I have found that you get a better take up on-site, so you should start there if possible. But don’t fret if you have accounts where this isn’t an option. You can tweak it to incorporate a local landmark or handy hotel where some of the same principles still apply.
If you have the budget, the time and are somewhat of a glutton for punishment, roadshows can give you a sustainable benefit over a longer period of time.
For product-oriented businesses, this could mean getting a branded rock-star style articulated lorry kitted out with your wares. For those of you in services businesses, think about setting or a mobile suite that can be used to educate your audiences workshop style.
As long as you keep in mind the value that they’re going to get from the interactions, these kinds of initiatives can make a huge statement to your target accounts that you want to partner with them.
3. Corporate hospitality
Over the past 10 years, corporate hospitality has been suffering from a reputational crisis. Following new anti-bribery legislation aimed at businesses in the UK (the Bribery Act 2010) and subsequently in France (updates to French Criminal Code in 2016), overzealous compliance folks working on behalf of businesses sought to outlaw completely any corporate gifts and hospitality.
As is often the case with such legislation changes (GDPR anyone?), over time brands soften their approach towards the middle ground and now corporate hospitality is back in the game.
As ABM practitioners, we should all rejoice at this news! When considering events through an account-targeted lens, corporate hospitality can offer incredible bang for your buck.
Whether it’s cementing relationships with existing customers as part of a retention strategy, or getting face time with the decision maker at a business you really want to work with, the right corporate hospitality gig goes a long way.
During my time as an ABM practitioner, I’ve found that hospitality really comes into its own when nurturing or strengthening an existing relationship. That can be a relationship at any level, by the way, so we’re not talking about someone who did a speech at your wedding.
I say this because you want an activity that includes the broadest amount of ABM accounts as possible. To do this, you’ve got to know what pushes their buttons.
Us humans are richly diverse in the things we like. It’s crucial to have a real understanding of the organizations and the individuals you need to target as part of an ABM campaign.
With this understanding, you can tread carefully. We’re talking about the difference between crushing your ABM return metrics and a wash-out event that costs you a small fortune for zero return.
Just think for a second how easy it is to get wrong.
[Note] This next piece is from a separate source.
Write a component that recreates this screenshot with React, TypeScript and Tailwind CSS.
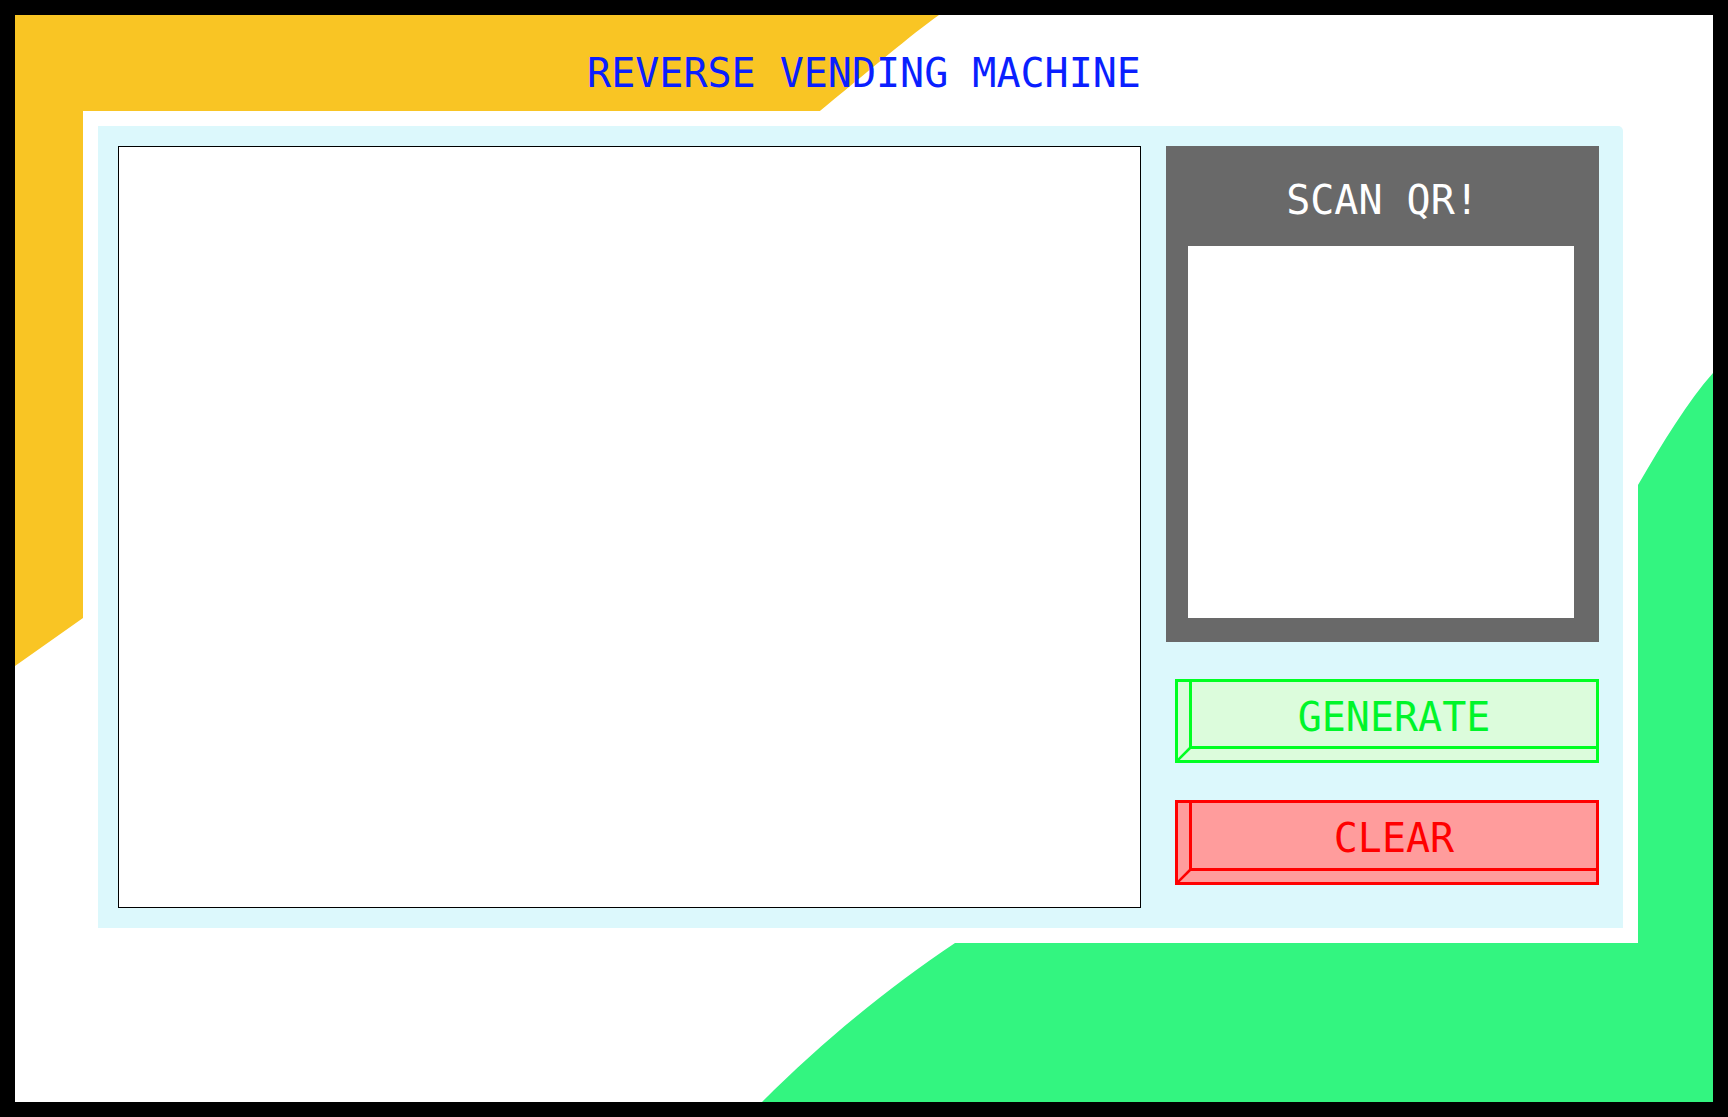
import React from "react";

function BevelButton({ label, tone }: { label: string; tone: "green" | "red" }) {
  const isGreen = tone === "green";
  return (
    <button
      className={`relative ml-[9px] block w-[424px] border-[3px] ${
        isGreen ? "h-[84px] border-[#00ff22] bg-[#dcfcdc] text-[#00f52a]" : "h-[85px] border-[#ff0000] bg-[#ff9c9c] text-[#ff0000]"
      }`}
    >
      <div
        className={`absolute left-[11px] top-0 right-0 bottom-[11px] flex items-center justify-center border-l-[3px] border-b-[3px] pt-[5px] ${
          isGreen ? "border-[#00ff22]" : "border-[#ff0000]"
        }`}
      >
        <span className="text-[40px] leading-[46px]">{label}</span>
      </div>
      <svg className="absolute left-0 bottom-0" width="13" height="13" viewBox="0 0 13 13">
        <line x1="0" y1="13" x2="12" y2="1" stroke={isGreen ? "#00ff22" : "#ff0000"} strokeWidth="2.5" />
      </svg>
    </button>
  );
}

export default function App() {
  return (
    <div className="relative h-[1117px] w-full overflow-hidden border-[15px] border-black bg-white font-['DejaVu_Sans_Mono',monospace]">
      {/* background blobs */}
      <svg className="absolute left-0 top-0" width="1698" height="1087" viewBox="15 15 1698 1087">
        <path d="M15 15 H939 C912 34 870 70 815 115 L83 618 L15 666 Z" fill="#f9c524" />
        <path
          d="M762 1102 C826 1038 891 986 955 943 C1155 809 1538 658 1638 485 C1663 442 1688 401 1713 373 L1713 1102 Z"
          fill="#33f580"
        />
      </svg>

      <div className="relative flex flex-col items-center">
        <h1 className="pt-[35px] text-[40px] leading-[46px] text-[#0a1fff]">REVERSE VENDING MACHINE</h1>

        <div className="mt-[15px] ml-[68px] h-[832px] w-[1555px] self-start bg-white p-[15px]">
          <div className="flex h-full w-full gap-[25px] rounded-tr-[5px] bg-[#dcf8fc] pt-[20px] pr-[24px] pb-[20px] pl-[20px]">
            <div className="h-[762px] w-[1023px] border border-black bg-white" />

            <div className="flex w-[433px] flex-col">
              <div className="flex h-[496px] flex-col bg-[#696969] pt-[31px]">
                <h2 className="text-center text-[40px] leading-[46px] text-white">SCAN QR!</h2>
                <div className="mt-[23px] ml-[22px] h-[372px] w-[386px] bg-white" />
              </div>

              <div className="mt-[37px]">
                <BevelButton label="GENERATE" tone="green" />
              </div>
              <div className="mt-[37px]">
                <BevelButton label="CLEAR" tone="red" />
              </div>
            </div>
          </div>
        </div>
      </div>
    </div>
  );
}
Sports is a common one: you need to go to a certain degree of depth to get the right fit. It’s not enough to know they like sports or even football. Imagine getting a die-hard Manchester United fan a ticket to the Etihad Stadium to see Manchester City play. You might as well slap them in the face with a wet fish.
You should be asking yourself how to make activity relevant to the individuals within your target list, Make sure you consider logistics too as this can prove to be a challenge (where, where, how etc).
None of these tactics will work in isolation. ABM is a strategic move and much like any other area of B2B investment, areas of niche spend are unlikely to make a dent. You’ve got to think how events can be complemented with the rest of the ABM promotional mix if you’re going to succeed. You need a multichannel touchpoint that gives you multiple brand impressions and conversion points.
Get on with it
Hopefully, that's whetted your appetite to give your event spend an ABM flavour. Clearly, some of these tactics work well in different scenarios, so the actual mix of activity will depend massively on your business, the space you operate and the types of organizations in your account list.
But if you put some concentrated time and effort into getting it right, ABM and events can be the perfect partner for your wider B2B demand generation approach and take your returns to the next level.